Through many of these galleries runs a subtext that draws attention to the Museum's history and benefactors and to the archaeologists responsible for unearthing so much that has come to rest in Oxford. Interesting as all this is, it can be distracting, breaking the spell of the objects themselves, already abundant and fully (if sometimes banally) labelled. Perhaps one room dedicated to this unpicking of the Museum's history would have been sufficient. On the penultimate level (below a rooftop restaurant) we reach the nineteenth and twentieth centuries, predominantly showing paintings. Here, jumps in chronology and school are erratic - the paintings collection of the Ashmolean, unlike its drawings, is not one of its glories.
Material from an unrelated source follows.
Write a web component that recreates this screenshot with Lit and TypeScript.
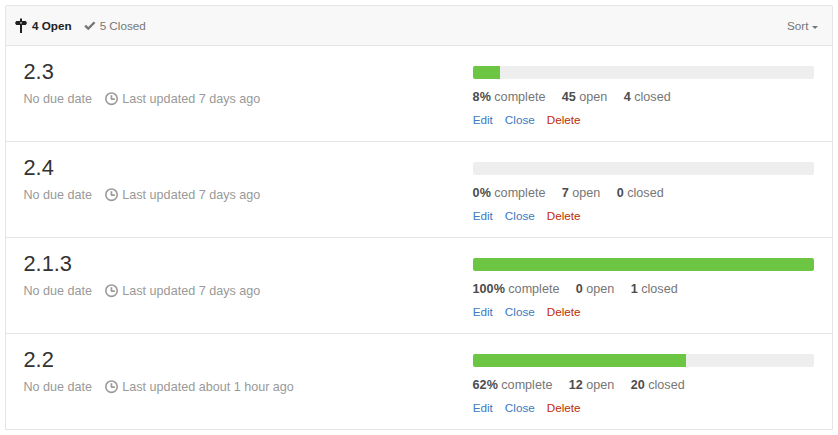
import { LitElement, html, css, svg } from "lit";
import { customElement } from "lit/decorators.js";

interface Milestone { title: string; updated: string; percent: number; open: number; closed: number }

const milestones: Milestone[] = [
  { title: "2.3", updated: "7 days ago", percent: 8, open: 45, closed: 4 },
  { title: "2.4", updated: "7 days ago", percent: 0, open: 7, closed: 0 },
  { title: "2.1.3", updated: "7 days ago", percent: 100, open: 0, closed: 1 },
  { title: "2.2", updated: "about 1 hour ago", percent: 62, open: 12, closed: 20 },
];

const BAR_WIDTH = 341;
const filled = (m: Milestone) => Math.floor((BAR_WIDTH * m.closed) / (m.open + m.closed));

const icon = (name: string, width: number, d: string) => html`<svg class="icon ${name}" width=${width} height="16" viewBox="0 0 ${width} 16" aria-hidden="true">${svg`<path fill-rule="evenodd" d=${d}></path>`}</svg>`;
const SIGN = "M5 .4h2V3h3.8L12 5l-1.2 2H7v8H5V7H1.2L0 5l1.2-2H5zM5.2 4.3v1.3h1.6V4.3z";
const CHECK = "M9.7 3.4L4.3 9 2 6.8.3 8.5l4 3.8 7.1-7.2z";
const CLOCK = "M6.5 1.2a6.5 6.5 0 1 0 0 13 6.5 6.5 0 0 0 0-13zm0 1.6a4.9 4.9 0 1 1 0 9.8 4.9 4.9 0 0 1 0-9.8zM5.6 4.2h1.7v3h2.5v1.7H6.4l-.8-.8z";

@customElement("app-root")
export class AppRoot extends LitElement {
  static styles = css`
    :host { display: block; box-sizing: border-box; height: 435px; padding: 5px; background: #fff; font: 12.6px/20px "Liberation Sans", Arial, sans-serif; color: #767676; }
    * { box-sizing: border-box; }
    .list { width: 828px; border: 1px solid #e5e5e5; border-radius: 2px 2px 0 0; }
    .header { height: 39px; background: #f8f8f8; display: flex; align-items: center; padding: 1px 14px 0 9px; font-size: 11.7px; }
    .icon { fill: currentColor; display: block; flex: none; }
    .tab { display: flex; align-items: center; }
    .active { color: #222; font-weight: bold; margin-right: 12px; }
    .sign { margin-right: 5px; }
    .check { margin-right: 4px; }
    .sort { margin-left: auto; display: flex; align-items: center; }
    .caret { border: 3px solid transparent; border-top-color: currentColor; border-bottom: 0; margin: 2px 0 0 3.5px; }
    .row { height: 96px; border-top: 1px solid #e5e5e5; display: grid; grid-template-columns: 449.5px 341px; padding-left: 17.5px; }
    h2 { margin: 13px 0 0; font-size: 21.8px; line-height: 26px; font-weight: normal; color: #333; }
    .meta { display: flex; margin-top: 4px; color: #999; }
    .due { margin-right: 13px; }
    .updated { display: flex; align-items: center; }
    .clock { margin-right: 4.2px; }
    .bar { margin-top: 20px; height: 13px; border-radius: 2px; background: #eee; overflow: hidden; }
    .fill { height: 100%; background: #6cc644; }
    .stats { display: flex; gap: 16.4px; margin-top: 8px; margin-left: -0.4px; }
    .stats b { color: #4c4c4c; }
    .actions { display: flex; gap: 12px; font-size: 11.7px; margin-top: 3px; margin-left: -0.3px; color: #4078c0; }
    .delete { color: #bd2c00; }
  `;
  render() {
    return html`<section class="list">
      <header class="header">
        <span class="tab active">${icon("sign", 12, SIGN)}<span>4 Open</span></span>
        <span class="tab">${icon("check", 12, CHECK)}<span>5 Closed</span></span>
        <span class="sort">Sort<i class="caret"></i></span>
      </header>
      ${milestones.map((m) => html`<article class="row">
        <div><h2>${m.title}</h2>
          <div class="meta"><span class="due">No due date</span><span class="updated">${icon("clock", 13, CLOCK)}<span>Last updated ${m.updated}</span></span></div>
        </div>
        <div>
          <div class="bar"><div class="fill" style="width:${filled(m)}px"></div></div>
          <div class="stats"><span><b>${m.percent}%</b> complete</span><span><b>${m.open}</b> open</span><span><b>${m.closed}</b> closed</span></div>
          <div class="actions"><span>Edit</span><span>Close</span><span class="delete">Delete</span></div>
        </div>
      </article>`)}
    </section>`;
  }
}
The emphatic contextualisation controlling the earlier displays eases off, as though Metaphor and the curators had run out of breath. Mather the focused rooms on the Pre-Raphaelites, the Pissarro family and Sickert and his contemporaries, the gallery devoted to modern art is perfunctory and miscellaneous. More substantial works are needed here to quicken the pulse and end on a higher note. Four new, currently empty galleries for temporary exhibitions will come into their own later in the year. But what a relief it is to find no interventions by contemporary artists, no celebrity names to distract us from one of the greatest of all cabinets of curiosities now in its splendid new setting.